Киирис сглотнула, снова и снова прокручивая в голове слова Дэйна.
— Так это ты приказал… — «Рунн же говорил тебе, идиотка!»
— Я приказал напомнить тем людям, что они нарушают условия нашего договора — вот и все. Средства и способы меня интересовали в последнюю очередь. То, что брат решил обезглавить эту болячку может означать лишь одно — уже сейчас у нее выросла новая голова, и какое-то время она будет послушно-покорной.
— До следующего раза… — вслух закончила за него Киирис.
— Такова жизнь, мейритина. Либо ты используешь людей, либо они используют тебя. Ты или охотник, или жертва. Мы все — головы Меродской гидры. И мы родились охотниками, убийцами и потрошителями. Иногда мне кажется, что мы не трогаем друг друга только из-за солидарности к себе подобным.
«Я знала, что они такие, — подумала Киирис, прижимаясь к Дэйну так сильно, как только могла. — Я знала, что он такой».
— Нам пора возвращаться в замок, мейритина, — сказал он, поглаживая ее по бедру. — Чувствую себя дерьмово, потому что пришлось делать это в притоне, где удовольствие продают за деньги.
— Мне все равно, мой император, — ответила она, мечтая лишь о том, чтобы эта ночь не заканчивалась.

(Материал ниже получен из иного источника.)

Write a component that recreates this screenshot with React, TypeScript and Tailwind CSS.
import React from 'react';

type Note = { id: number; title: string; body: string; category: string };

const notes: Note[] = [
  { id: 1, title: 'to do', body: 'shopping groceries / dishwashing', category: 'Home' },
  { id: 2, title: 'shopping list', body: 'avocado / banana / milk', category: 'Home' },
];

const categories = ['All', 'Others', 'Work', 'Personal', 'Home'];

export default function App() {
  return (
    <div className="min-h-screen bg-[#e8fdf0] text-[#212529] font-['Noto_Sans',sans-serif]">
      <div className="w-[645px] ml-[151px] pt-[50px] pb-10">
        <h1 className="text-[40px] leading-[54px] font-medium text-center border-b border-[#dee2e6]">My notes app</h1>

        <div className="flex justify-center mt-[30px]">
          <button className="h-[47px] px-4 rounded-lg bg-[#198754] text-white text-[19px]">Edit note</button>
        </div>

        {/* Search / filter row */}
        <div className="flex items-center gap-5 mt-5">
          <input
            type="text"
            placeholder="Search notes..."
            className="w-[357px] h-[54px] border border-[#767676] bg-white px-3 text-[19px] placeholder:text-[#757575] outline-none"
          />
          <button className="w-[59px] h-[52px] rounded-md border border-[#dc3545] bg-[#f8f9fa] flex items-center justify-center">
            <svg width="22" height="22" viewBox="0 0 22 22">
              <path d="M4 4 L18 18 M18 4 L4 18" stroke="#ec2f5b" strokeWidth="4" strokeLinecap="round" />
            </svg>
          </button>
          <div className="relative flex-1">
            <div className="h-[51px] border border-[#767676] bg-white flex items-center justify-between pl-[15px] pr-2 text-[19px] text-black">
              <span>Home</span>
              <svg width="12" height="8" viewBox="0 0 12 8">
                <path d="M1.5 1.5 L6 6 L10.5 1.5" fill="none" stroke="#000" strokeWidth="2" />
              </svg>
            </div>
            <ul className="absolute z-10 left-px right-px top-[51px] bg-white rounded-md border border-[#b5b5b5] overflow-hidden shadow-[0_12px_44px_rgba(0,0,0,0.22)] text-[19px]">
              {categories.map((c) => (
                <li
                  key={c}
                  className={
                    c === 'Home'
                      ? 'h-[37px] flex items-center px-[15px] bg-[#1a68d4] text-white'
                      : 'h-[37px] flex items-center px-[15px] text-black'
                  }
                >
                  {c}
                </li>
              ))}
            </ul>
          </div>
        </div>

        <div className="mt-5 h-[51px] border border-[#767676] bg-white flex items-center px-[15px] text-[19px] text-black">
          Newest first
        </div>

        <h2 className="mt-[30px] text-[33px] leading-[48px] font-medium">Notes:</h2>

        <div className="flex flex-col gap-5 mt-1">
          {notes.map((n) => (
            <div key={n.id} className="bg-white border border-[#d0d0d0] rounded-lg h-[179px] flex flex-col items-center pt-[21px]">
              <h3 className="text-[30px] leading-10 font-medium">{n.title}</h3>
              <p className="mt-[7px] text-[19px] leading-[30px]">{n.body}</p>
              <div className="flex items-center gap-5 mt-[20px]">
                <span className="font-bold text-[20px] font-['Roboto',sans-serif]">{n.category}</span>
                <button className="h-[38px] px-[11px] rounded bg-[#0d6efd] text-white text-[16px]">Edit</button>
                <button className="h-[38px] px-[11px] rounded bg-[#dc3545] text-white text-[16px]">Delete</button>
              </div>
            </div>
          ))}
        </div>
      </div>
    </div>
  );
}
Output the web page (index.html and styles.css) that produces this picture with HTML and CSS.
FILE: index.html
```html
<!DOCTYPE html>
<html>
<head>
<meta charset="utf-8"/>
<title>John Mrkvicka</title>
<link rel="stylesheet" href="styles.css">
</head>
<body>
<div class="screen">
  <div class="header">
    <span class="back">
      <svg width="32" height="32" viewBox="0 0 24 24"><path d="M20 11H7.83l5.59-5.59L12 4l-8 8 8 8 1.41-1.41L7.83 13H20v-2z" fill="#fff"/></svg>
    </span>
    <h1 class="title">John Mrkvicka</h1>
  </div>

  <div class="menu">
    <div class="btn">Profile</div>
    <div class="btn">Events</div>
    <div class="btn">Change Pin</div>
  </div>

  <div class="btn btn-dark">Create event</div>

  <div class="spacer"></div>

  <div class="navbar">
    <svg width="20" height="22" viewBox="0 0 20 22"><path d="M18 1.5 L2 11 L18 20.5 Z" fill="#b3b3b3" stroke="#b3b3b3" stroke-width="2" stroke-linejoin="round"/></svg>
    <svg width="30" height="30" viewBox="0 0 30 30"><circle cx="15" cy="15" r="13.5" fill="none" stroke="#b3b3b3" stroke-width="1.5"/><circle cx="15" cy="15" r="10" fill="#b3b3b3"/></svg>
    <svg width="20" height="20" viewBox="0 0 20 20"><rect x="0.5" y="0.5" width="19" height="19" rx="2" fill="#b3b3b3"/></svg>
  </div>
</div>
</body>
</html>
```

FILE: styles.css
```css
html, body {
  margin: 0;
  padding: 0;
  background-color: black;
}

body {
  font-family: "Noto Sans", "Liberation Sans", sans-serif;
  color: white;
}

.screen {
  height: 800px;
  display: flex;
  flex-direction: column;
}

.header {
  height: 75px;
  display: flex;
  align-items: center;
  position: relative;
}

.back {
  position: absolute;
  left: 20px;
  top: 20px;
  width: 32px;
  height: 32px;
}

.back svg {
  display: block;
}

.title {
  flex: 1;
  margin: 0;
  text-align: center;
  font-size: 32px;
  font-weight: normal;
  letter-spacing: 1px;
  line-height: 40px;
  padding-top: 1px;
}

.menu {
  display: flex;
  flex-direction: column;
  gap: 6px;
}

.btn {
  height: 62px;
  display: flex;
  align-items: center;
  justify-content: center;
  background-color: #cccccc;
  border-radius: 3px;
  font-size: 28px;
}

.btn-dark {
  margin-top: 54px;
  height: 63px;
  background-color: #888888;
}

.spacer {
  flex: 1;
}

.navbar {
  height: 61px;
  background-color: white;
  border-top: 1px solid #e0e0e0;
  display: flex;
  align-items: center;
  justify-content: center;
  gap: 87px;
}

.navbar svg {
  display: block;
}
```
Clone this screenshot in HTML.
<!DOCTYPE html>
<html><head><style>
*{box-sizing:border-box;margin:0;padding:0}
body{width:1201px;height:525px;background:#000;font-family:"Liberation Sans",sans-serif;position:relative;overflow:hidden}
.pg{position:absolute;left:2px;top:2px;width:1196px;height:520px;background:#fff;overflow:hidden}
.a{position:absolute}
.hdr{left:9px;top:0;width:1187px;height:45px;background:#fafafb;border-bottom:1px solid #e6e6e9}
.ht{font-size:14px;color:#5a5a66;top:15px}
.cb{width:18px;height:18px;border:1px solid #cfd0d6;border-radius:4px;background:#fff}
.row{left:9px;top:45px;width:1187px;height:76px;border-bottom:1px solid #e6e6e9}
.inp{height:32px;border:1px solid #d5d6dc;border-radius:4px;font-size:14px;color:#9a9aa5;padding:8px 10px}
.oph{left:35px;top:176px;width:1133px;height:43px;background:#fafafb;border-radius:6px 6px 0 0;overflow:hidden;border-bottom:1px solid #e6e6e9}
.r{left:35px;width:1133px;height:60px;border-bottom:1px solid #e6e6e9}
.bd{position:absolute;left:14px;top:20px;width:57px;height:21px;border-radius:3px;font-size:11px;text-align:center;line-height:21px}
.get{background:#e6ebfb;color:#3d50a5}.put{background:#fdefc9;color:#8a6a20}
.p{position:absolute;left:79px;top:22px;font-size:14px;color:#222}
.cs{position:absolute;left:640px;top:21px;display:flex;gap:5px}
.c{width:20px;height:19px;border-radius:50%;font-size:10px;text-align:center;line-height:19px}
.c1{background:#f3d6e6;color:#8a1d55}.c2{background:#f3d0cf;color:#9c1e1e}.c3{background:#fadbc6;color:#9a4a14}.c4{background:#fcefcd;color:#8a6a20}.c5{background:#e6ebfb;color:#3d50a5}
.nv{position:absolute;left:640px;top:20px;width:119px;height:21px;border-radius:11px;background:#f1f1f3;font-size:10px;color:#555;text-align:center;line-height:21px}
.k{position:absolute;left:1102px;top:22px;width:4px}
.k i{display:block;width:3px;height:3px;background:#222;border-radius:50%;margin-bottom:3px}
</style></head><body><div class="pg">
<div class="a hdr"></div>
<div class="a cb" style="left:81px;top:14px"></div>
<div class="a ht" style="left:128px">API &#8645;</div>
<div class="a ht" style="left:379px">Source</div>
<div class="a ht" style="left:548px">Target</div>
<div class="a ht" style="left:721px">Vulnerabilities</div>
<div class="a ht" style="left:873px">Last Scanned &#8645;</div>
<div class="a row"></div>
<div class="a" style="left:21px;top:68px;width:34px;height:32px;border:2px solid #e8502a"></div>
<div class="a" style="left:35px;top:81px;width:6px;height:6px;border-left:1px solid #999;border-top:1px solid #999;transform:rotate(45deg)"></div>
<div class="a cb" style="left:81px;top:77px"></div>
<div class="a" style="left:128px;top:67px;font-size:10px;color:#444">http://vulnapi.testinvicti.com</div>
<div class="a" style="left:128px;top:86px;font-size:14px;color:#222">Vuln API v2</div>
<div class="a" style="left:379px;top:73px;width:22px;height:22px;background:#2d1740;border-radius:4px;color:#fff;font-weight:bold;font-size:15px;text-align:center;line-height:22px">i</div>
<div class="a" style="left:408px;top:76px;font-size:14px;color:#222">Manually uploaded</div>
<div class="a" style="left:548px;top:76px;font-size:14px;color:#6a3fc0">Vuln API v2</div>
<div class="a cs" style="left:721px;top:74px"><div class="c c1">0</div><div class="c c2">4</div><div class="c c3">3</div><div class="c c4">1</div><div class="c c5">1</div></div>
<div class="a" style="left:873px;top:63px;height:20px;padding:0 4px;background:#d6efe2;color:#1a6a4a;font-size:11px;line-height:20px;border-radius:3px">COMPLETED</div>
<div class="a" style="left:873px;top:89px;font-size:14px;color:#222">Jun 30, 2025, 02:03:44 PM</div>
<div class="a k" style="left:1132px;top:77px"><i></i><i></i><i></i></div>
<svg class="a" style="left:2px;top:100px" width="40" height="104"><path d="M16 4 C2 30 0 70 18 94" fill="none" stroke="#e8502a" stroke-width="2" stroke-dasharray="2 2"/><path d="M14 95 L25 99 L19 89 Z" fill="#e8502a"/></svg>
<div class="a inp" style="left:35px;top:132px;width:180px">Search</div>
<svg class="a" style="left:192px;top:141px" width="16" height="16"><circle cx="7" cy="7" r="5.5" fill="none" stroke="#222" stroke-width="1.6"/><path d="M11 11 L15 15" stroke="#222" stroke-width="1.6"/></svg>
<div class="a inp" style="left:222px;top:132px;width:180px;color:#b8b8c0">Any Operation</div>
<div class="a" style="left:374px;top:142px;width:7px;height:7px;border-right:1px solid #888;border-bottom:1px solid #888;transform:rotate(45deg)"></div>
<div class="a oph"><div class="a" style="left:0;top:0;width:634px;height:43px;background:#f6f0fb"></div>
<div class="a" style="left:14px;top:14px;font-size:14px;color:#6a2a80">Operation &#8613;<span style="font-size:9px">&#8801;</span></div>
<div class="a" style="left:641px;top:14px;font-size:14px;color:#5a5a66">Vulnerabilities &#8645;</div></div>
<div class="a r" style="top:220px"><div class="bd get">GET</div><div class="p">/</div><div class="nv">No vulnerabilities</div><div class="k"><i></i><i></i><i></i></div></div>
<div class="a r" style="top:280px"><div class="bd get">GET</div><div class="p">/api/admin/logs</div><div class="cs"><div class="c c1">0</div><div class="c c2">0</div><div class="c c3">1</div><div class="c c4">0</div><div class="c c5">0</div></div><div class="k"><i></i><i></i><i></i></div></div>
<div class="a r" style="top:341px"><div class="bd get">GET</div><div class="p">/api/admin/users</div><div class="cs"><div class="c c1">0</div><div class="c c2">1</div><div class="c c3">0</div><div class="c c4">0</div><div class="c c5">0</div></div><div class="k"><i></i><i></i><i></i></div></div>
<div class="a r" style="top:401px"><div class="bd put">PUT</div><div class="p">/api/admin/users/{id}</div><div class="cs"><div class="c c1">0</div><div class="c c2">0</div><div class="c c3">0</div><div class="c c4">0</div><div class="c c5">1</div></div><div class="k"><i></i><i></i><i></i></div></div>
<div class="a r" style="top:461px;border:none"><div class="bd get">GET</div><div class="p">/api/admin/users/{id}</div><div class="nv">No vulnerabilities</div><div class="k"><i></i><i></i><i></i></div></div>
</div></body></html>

Чувствовала, как только они выйдут за дверь — он снова превратиться в хозяина Нэтрезкой империи, станет жестоким и безучастным человеком, которому дела нет до того, сколько женщин изнывает от тоски в ожидании хотя бы одного его случайного взгляда. — Мы правда не можем остаться тут до утра?
Он властно взял ее за подбородок, заставил смотреть ему в глаза.
— Предпочитаю продолжить на моей территории, Киирис, — сказал искушающим шепотом. — Хочу сделать с тобой столько разных вещей, что за одни помыслы за них меня следует отдать на растерзание непорочным праведникам.